● **WHAT YOU SHOULD DO**:
Everything from the line with "Output the component" down to the line with "import React from" below must be printed exactly, those two lines included. Exclude pictures.

● **EXERCISE MATERIAL**:
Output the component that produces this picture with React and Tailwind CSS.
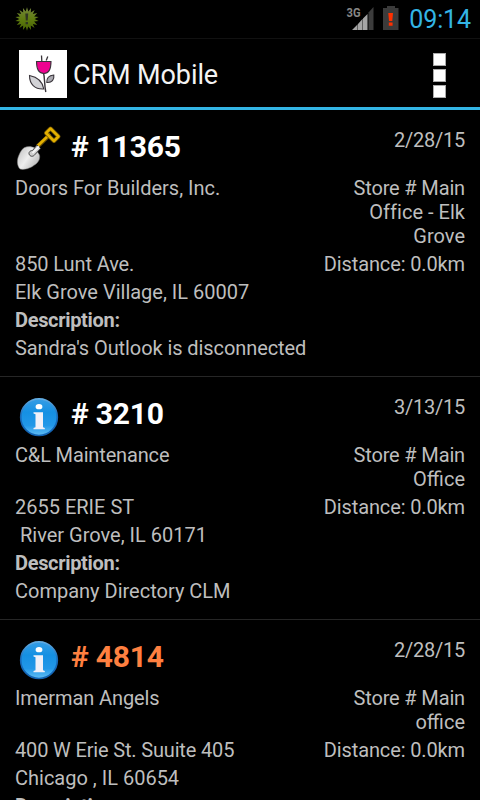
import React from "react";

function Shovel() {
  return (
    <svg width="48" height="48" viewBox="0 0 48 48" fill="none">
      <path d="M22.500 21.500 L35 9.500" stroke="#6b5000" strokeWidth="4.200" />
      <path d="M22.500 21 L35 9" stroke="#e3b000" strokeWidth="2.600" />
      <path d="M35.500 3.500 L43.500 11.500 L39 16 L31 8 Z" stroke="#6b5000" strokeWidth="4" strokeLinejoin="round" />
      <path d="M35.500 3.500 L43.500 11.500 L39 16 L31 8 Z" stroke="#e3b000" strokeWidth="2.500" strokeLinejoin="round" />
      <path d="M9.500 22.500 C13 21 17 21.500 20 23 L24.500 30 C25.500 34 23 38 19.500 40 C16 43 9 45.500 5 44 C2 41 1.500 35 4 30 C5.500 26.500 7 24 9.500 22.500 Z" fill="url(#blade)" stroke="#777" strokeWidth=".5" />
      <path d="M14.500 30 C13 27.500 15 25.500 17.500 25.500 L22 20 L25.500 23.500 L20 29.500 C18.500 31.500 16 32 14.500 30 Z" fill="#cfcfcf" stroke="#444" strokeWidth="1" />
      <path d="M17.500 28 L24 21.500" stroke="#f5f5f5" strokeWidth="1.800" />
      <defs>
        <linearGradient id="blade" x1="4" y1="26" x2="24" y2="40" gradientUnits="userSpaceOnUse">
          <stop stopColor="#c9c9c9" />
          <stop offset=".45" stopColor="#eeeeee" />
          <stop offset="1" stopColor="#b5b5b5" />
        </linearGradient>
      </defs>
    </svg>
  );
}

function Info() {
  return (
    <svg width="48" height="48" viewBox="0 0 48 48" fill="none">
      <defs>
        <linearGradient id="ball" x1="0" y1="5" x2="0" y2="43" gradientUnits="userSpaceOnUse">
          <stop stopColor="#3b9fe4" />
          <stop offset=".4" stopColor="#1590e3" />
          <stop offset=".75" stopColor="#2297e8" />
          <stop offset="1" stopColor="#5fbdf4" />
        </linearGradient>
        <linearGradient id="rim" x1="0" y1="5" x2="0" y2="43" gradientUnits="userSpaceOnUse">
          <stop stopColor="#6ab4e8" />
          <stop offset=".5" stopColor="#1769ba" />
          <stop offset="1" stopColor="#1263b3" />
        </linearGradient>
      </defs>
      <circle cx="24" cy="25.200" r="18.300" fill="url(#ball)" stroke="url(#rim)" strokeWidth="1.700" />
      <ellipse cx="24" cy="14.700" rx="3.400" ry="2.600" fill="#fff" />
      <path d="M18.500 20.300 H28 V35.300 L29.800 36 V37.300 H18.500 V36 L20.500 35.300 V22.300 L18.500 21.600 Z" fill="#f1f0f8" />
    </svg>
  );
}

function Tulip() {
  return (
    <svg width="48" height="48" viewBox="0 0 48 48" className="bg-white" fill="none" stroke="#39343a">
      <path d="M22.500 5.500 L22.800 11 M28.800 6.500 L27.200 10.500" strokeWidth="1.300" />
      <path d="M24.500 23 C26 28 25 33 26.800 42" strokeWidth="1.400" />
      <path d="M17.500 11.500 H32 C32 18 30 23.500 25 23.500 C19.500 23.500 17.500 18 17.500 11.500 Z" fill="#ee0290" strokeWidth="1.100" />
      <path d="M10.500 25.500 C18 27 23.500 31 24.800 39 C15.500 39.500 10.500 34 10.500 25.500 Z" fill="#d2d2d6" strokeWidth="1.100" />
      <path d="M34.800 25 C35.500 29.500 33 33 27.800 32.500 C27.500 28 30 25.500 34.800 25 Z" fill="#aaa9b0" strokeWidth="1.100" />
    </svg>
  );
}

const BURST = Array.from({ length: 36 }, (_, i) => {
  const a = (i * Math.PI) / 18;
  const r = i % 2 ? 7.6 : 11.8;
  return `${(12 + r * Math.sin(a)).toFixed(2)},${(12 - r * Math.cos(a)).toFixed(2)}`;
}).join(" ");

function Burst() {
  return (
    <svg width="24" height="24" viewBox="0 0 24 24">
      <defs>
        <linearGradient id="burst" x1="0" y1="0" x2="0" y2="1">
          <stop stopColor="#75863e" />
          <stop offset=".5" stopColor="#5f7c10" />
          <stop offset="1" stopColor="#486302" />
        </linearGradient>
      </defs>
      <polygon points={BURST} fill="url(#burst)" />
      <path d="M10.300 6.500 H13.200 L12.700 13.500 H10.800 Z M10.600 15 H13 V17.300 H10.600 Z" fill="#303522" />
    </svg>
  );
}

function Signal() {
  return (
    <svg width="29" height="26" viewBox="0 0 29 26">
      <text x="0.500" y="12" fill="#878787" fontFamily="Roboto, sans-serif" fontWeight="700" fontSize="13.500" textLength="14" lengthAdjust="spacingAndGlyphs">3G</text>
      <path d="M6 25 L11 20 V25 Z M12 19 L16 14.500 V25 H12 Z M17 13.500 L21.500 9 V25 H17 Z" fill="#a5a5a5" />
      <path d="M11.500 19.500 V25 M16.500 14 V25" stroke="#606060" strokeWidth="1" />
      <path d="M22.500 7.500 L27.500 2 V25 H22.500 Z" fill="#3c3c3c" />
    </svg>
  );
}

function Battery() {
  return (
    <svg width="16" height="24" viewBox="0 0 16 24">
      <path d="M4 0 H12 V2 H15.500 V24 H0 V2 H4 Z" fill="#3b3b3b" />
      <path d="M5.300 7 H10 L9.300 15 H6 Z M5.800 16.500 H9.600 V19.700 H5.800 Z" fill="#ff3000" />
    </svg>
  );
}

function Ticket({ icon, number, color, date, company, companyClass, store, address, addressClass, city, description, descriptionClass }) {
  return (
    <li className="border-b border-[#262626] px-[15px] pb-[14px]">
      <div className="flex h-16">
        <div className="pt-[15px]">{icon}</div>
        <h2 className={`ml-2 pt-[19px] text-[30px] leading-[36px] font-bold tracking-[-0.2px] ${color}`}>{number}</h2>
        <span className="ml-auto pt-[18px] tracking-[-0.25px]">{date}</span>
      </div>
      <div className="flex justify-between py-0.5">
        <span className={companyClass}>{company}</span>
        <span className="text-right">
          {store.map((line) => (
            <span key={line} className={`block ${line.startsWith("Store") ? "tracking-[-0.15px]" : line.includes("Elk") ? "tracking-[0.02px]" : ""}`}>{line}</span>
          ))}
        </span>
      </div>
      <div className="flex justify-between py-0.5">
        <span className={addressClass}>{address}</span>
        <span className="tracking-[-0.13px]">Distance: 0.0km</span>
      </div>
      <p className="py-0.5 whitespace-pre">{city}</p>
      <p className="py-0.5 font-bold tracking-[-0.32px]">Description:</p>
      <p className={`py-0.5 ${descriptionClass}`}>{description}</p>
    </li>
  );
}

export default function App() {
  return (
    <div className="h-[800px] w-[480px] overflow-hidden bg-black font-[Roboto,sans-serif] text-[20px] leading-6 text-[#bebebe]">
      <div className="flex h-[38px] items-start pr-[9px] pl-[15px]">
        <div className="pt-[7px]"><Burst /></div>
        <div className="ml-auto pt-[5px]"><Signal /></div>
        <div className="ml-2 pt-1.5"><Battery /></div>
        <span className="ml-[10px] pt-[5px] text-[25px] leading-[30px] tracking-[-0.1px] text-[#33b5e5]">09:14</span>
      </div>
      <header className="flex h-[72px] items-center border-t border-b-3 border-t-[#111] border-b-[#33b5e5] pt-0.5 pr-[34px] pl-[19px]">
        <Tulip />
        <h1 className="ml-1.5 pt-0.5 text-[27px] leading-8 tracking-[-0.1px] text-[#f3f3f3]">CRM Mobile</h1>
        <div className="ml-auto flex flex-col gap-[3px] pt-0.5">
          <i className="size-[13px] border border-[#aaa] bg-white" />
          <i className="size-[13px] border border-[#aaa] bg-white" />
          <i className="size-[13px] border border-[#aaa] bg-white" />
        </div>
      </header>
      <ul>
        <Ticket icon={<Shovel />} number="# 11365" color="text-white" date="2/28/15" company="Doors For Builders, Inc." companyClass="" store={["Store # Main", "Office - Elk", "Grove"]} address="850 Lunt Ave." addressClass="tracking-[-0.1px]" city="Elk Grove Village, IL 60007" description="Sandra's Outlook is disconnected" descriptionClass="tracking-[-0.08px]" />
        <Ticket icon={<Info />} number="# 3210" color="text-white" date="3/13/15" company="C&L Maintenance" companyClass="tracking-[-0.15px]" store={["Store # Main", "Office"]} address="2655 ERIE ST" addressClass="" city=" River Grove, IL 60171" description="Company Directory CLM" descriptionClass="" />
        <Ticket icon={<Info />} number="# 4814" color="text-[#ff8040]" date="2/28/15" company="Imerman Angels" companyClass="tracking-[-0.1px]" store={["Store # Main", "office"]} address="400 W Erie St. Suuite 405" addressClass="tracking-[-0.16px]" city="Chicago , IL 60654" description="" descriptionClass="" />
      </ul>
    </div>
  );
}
...
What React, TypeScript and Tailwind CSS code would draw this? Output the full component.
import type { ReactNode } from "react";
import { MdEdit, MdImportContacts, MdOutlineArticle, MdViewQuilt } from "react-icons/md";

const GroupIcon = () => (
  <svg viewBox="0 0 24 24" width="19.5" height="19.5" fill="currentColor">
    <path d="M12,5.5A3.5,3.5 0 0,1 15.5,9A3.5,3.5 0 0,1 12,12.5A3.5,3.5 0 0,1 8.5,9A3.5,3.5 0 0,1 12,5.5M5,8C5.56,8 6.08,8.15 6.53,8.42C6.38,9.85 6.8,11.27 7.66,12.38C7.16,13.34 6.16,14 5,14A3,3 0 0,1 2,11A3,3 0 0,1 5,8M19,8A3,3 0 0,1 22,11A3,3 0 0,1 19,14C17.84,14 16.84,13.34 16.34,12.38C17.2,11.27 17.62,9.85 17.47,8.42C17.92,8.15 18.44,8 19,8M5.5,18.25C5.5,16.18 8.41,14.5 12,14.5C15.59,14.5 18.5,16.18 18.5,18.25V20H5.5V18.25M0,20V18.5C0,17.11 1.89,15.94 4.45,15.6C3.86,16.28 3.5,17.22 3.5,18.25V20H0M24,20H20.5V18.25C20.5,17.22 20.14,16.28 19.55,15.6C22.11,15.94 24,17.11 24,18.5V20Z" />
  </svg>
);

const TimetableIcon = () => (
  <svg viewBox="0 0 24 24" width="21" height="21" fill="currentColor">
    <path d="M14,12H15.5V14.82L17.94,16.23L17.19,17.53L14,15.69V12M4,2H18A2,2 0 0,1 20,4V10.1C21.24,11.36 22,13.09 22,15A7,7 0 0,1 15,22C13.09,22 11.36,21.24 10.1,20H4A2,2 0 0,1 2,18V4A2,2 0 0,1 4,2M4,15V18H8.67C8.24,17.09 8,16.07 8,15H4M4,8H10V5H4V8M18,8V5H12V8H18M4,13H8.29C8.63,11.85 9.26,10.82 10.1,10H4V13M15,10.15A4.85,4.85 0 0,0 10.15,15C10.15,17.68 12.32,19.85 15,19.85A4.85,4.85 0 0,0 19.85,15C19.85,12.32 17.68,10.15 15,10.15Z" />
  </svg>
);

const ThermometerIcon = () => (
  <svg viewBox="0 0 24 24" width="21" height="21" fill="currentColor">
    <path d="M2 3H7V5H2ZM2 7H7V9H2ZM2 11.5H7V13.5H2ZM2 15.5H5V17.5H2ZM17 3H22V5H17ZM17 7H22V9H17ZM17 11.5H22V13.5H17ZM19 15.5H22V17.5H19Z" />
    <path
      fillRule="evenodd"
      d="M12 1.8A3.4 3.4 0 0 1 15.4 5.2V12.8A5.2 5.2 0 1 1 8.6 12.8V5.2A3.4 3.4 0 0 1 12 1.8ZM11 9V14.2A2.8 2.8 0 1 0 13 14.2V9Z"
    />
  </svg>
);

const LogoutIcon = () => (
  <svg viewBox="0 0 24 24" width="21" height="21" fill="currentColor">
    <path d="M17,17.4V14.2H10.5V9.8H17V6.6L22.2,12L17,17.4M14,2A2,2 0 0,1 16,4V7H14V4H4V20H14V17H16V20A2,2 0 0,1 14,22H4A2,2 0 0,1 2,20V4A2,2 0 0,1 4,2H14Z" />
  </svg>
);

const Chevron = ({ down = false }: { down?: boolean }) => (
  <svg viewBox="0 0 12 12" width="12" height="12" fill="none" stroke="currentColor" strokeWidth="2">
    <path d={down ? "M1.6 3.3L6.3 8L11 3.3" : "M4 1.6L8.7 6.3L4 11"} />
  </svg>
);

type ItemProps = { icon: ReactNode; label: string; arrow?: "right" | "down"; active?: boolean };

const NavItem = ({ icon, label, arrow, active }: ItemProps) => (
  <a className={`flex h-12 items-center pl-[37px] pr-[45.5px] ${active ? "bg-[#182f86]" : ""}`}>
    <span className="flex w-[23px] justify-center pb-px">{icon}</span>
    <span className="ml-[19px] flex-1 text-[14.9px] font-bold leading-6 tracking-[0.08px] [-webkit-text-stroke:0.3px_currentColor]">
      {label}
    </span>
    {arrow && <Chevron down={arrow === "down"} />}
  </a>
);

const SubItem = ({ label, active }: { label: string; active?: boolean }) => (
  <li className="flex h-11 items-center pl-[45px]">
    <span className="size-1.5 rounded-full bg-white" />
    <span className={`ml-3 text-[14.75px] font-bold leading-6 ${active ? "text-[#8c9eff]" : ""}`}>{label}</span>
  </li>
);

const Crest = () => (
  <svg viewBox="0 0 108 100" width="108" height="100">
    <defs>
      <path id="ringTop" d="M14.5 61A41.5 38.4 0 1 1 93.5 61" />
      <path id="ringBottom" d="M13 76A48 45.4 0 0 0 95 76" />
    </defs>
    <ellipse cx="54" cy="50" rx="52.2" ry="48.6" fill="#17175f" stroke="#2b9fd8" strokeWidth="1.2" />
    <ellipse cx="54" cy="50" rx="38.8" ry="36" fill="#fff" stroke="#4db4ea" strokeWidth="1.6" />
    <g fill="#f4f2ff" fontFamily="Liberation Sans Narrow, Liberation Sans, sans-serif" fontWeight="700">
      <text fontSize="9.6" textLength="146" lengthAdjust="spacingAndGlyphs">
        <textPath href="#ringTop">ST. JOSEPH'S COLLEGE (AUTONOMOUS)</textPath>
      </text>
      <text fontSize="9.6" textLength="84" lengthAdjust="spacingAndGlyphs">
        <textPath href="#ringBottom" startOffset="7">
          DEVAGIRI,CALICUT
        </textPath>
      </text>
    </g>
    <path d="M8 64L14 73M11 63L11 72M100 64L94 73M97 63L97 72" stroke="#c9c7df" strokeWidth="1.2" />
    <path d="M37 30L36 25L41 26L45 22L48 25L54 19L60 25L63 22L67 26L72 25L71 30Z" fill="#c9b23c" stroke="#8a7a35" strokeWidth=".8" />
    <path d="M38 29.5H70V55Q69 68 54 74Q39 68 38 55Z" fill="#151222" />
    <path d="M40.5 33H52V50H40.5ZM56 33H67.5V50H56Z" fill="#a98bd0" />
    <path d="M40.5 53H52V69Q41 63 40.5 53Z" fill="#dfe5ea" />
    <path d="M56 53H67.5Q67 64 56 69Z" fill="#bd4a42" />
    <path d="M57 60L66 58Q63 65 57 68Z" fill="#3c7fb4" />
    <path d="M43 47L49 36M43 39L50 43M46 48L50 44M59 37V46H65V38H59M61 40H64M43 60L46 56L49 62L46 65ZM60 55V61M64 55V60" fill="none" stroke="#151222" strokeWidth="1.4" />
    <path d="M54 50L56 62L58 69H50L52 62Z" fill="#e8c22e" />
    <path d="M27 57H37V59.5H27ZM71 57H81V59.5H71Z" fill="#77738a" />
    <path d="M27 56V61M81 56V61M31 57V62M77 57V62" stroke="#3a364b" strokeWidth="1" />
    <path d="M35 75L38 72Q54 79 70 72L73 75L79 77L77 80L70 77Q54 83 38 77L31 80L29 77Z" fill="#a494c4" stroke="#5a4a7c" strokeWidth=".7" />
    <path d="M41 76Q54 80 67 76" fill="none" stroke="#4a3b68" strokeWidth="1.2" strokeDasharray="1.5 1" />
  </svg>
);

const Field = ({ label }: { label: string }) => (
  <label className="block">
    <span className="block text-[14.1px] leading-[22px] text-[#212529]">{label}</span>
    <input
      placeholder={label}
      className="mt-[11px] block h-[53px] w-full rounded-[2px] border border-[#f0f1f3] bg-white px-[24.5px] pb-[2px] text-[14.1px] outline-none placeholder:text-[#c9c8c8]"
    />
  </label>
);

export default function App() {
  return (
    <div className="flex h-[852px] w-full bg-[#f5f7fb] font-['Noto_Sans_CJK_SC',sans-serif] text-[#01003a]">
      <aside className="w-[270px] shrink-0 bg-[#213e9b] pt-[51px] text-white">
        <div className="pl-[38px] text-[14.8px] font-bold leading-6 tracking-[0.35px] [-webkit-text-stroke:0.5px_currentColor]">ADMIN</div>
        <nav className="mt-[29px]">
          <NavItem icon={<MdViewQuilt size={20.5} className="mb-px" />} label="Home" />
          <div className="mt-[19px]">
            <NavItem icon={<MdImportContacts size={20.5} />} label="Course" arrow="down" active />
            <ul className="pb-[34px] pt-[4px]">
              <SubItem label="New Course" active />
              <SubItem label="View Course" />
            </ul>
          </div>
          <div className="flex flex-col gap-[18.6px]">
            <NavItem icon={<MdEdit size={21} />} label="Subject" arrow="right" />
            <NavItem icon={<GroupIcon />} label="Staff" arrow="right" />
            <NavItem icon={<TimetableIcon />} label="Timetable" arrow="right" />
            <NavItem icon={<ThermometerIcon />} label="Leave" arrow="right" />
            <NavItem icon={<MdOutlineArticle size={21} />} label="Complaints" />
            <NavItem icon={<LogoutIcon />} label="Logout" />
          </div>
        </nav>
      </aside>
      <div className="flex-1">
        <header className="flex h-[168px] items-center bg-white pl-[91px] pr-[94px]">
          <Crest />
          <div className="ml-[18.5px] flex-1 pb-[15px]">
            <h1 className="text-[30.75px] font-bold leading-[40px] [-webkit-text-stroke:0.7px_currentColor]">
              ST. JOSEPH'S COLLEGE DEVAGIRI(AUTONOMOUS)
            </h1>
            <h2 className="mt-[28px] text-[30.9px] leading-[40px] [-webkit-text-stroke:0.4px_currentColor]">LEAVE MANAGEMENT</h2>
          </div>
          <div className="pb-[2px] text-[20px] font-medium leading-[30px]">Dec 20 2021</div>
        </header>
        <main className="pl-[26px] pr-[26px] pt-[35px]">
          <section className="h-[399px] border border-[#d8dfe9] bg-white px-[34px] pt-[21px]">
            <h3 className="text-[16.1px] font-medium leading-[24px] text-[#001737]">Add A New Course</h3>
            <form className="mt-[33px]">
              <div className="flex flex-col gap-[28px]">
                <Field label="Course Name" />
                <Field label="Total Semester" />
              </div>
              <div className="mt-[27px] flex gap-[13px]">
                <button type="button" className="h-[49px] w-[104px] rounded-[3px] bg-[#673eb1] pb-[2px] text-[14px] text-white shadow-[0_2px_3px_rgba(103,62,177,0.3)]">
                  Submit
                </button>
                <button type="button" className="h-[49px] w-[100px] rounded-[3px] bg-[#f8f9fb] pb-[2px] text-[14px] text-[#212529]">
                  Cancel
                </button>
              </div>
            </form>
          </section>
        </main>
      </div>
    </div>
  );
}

● **FINISHED TASK**:
Output the component that produces this picture with React and Tailwind CSS.
import React from "react";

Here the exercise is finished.